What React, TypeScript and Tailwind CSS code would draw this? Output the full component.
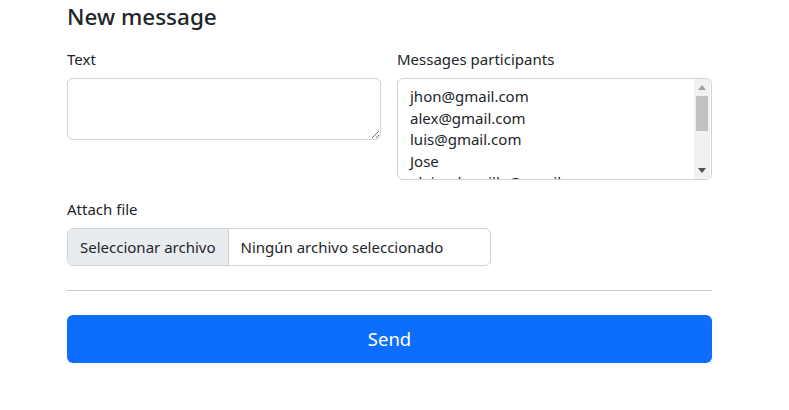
import React from "react";

const font = { fontFamily: '"Noto Sans", "Open Sans", sans-serif' };

export default function App() {
  const options = [
    "jhon@gmail.com",
    "alex@gmail.com",
    "luis@gmail.com",
    "Jose",
    "alejandro.villa@gmail.com",
  ];
  return (
    <div className="w-[789px] h-[410px] bg-white text-[#212529] overflow-hidden" style={font}>
      <div className="ml-[67px] w-[645px] pt-[2px]">
        <h4 className="text-[22.5px] leading-[29px] font-medium text-[#212529]">New message</h4>
        <div className="mt-[16px] flex gap-[16px]">
          <div className="w-[314px] flex flex-col">
            <label className="text-[15px] leading-[24px] mb-[7px]">Text</label>
            <textarea
              rows={2}
              className="w-full h-[62px] border border-[#ced4da] rounded-[6px] px-3 py-[6px] text-[15px] outline-none resize-y"
            />
          </div>
          <div className="flex-1 flex flex-col">
            <label className="text-[15px] leading-[24px] mb-[7px]">Messages participants</label>
            <div className="relative h-[102px] border border-[#ced4da] rounded-[6px] overflow-hidden flex">
              <div className="flex-1 pl-[12px] pt-[7px] overflow-hidden">
                {options.map((o) => (
                  <div key={o} className="text-[15px] leading-[21.5px] whitespace-nowrap">
                    {o}
                  </div>
                ))}
              </div>
              <div className="w-[16px] h-full bg-[#f1f1f1] flex flex-col items-center mr-[1px]">
                <div className="h-[17px] flex items-center justify-center">
                  <svg width="8" height="5" viewBox="0 0 8 5">
                    <polygon points="4,0 8,5 0,5" fill="#a3a3a3" />
                  </svg>
                </div>
                <div className="w-[12px] h-[35px] bg-[#c1c1c1]" />
                <div className="flex-1" />
                <div className="h-[17px] flex items-center justify-center">
                  <svg width="8" height="5" viewBox="0 0 8 5">
                    <polygon points="0,0 8,0 4,5" fill="#505050" />
                  </svg>
                </div>
              </div>
            </div>
          </div>
        </div>
        <div className="mt-[17px] flex flex-col">
          <label className="text-[15px] leading-[24px] mb-[7px]">Attach file</label>
          <div className="w-[424px] h-[38px] border border-[#ced4da] rounded-[6px] overflow-hidden flex text-[15px]">
            <div className="bg-[#e9ecef] px-[12px] flex items-center border-r border-[#ced4da] whitespace-nowrap">
              Seleccionar archivo
            </div>
            <div className="px-[12px] flex items-center whitespace-nowrap">Ningún archivo seleccionado</div>
          </div>
        </div>
        <hr className="mt-[24px] border-0 border-t border-[#c8c9ca]" />
        <button className="mt-[24px] w-full h-[48px] bg-[#0d6efd] text-white text-[18.5px] rounded-[6px]" style={font}>
          Send
        </button>
      </div>
    </div>
  );
}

####################

● Short problem
What is the number of lines holding the word "React"? State it alone.

● Response to this task
2